◆ **Work required**
Find each line containing the string "page" and return it.

◆ **Data for this exercise**

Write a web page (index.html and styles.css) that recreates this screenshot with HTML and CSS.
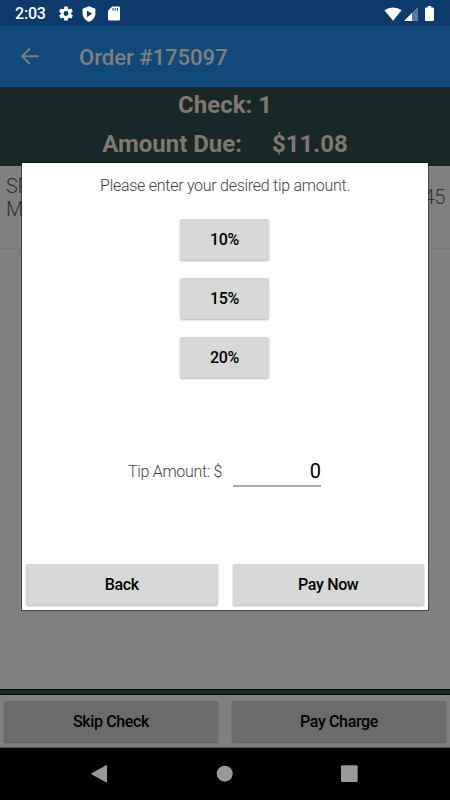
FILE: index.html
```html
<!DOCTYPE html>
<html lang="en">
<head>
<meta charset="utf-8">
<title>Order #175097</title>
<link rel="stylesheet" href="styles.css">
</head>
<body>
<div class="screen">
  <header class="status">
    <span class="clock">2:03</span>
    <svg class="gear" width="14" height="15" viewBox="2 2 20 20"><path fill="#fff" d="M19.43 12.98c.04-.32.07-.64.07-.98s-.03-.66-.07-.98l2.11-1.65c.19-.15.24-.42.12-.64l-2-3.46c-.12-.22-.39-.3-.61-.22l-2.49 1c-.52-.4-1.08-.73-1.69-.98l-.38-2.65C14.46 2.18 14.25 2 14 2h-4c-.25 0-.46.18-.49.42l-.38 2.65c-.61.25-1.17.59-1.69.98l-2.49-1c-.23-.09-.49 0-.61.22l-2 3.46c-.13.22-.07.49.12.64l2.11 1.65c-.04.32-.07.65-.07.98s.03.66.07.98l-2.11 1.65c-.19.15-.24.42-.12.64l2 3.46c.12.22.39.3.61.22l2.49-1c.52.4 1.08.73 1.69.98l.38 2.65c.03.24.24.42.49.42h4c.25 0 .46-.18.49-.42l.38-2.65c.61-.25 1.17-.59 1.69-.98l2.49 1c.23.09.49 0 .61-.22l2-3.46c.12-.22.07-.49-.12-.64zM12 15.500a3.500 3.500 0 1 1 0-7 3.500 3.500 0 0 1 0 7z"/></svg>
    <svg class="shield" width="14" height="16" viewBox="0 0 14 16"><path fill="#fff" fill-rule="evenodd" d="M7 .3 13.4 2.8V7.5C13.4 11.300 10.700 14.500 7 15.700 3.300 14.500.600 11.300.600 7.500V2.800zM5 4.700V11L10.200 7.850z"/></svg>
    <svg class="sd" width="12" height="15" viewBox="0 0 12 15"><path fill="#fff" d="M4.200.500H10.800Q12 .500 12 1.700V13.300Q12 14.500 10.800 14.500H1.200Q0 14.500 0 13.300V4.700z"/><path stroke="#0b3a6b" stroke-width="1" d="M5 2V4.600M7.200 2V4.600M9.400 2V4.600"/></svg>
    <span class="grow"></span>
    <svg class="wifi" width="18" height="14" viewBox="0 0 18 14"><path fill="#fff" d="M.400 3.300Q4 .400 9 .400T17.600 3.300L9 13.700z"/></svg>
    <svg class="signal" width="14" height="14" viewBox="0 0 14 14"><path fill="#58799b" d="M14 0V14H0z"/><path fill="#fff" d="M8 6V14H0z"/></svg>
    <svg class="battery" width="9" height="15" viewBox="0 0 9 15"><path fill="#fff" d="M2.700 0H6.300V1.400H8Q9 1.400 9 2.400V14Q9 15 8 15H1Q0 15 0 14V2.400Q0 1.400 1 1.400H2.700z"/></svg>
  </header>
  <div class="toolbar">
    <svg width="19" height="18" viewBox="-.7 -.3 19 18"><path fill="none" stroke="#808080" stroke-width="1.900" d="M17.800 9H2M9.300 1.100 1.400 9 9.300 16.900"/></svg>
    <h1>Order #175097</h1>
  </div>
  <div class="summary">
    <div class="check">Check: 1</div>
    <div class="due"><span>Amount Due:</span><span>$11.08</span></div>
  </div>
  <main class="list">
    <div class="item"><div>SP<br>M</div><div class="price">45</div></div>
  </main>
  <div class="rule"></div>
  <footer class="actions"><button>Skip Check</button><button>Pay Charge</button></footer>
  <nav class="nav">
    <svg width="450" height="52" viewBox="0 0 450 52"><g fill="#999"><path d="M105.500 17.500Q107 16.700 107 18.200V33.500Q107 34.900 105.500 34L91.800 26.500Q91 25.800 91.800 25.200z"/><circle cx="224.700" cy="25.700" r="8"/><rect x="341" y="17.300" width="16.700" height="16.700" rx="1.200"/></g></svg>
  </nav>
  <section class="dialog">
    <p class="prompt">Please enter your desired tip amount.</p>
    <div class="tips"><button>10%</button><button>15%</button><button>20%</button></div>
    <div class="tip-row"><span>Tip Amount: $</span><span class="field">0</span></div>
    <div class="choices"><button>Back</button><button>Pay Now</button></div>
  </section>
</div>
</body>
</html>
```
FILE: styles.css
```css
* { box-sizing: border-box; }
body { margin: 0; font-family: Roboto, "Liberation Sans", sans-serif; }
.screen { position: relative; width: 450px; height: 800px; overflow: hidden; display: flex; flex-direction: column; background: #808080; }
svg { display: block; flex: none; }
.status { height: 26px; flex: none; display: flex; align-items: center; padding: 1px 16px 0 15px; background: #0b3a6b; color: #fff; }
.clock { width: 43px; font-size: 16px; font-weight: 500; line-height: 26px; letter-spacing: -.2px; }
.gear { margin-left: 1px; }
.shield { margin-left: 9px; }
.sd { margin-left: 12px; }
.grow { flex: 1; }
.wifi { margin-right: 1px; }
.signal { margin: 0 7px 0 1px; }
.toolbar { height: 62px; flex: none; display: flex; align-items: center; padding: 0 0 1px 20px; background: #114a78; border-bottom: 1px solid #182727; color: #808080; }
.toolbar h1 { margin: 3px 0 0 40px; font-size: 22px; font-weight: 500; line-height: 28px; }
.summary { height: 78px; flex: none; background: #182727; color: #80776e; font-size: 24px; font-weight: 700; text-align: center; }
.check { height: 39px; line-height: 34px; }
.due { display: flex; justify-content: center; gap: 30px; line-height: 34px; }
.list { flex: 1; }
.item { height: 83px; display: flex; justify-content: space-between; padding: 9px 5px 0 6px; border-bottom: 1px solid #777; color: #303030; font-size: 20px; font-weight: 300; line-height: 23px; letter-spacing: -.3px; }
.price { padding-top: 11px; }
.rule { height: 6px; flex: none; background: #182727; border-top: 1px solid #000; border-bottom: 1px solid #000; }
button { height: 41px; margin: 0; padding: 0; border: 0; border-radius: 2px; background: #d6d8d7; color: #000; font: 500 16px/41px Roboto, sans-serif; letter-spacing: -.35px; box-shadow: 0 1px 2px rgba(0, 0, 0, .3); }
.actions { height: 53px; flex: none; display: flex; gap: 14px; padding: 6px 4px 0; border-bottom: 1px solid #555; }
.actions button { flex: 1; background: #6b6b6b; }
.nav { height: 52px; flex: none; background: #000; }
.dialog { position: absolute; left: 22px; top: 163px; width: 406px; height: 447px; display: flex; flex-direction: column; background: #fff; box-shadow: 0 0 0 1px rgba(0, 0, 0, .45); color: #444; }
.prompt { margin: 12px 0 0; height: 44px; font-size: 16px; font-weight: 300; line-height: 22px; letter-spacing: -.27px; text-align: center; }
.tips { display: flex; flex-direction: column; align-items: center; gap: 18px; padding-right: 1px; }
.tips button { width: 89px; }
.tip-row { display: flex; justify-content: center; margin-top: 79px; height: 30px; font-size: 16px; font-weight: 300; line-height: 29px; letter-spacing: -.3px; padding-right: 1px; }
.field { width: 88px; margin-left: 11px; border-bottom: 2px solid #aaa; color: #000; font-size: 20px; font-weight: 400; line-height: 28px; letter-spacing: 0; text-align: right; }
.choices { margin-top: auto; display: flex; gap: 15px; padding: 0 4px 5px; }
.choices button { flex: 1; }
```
--
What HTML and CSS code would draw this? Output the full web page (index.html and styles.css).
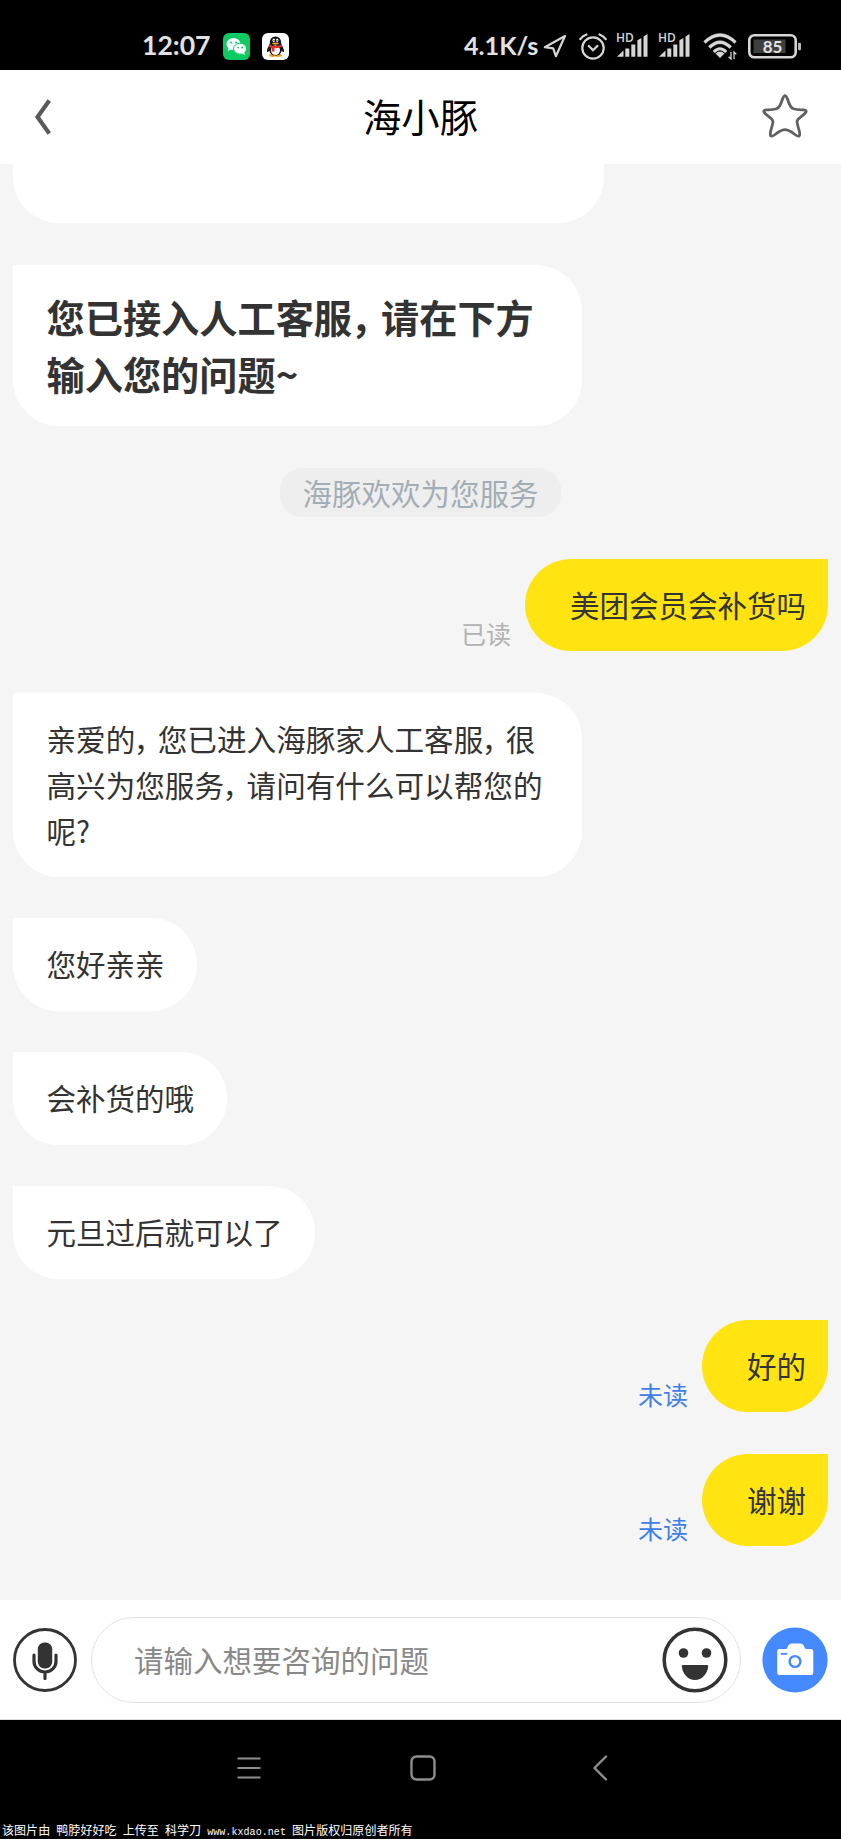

◆ **Answer for this exercise**
Write a web page (index.html and styles.css) that recreates this screenshot with HTML and CSS.
What HTML and CSS code would draw this? Output the full web page (index.html and styles.css).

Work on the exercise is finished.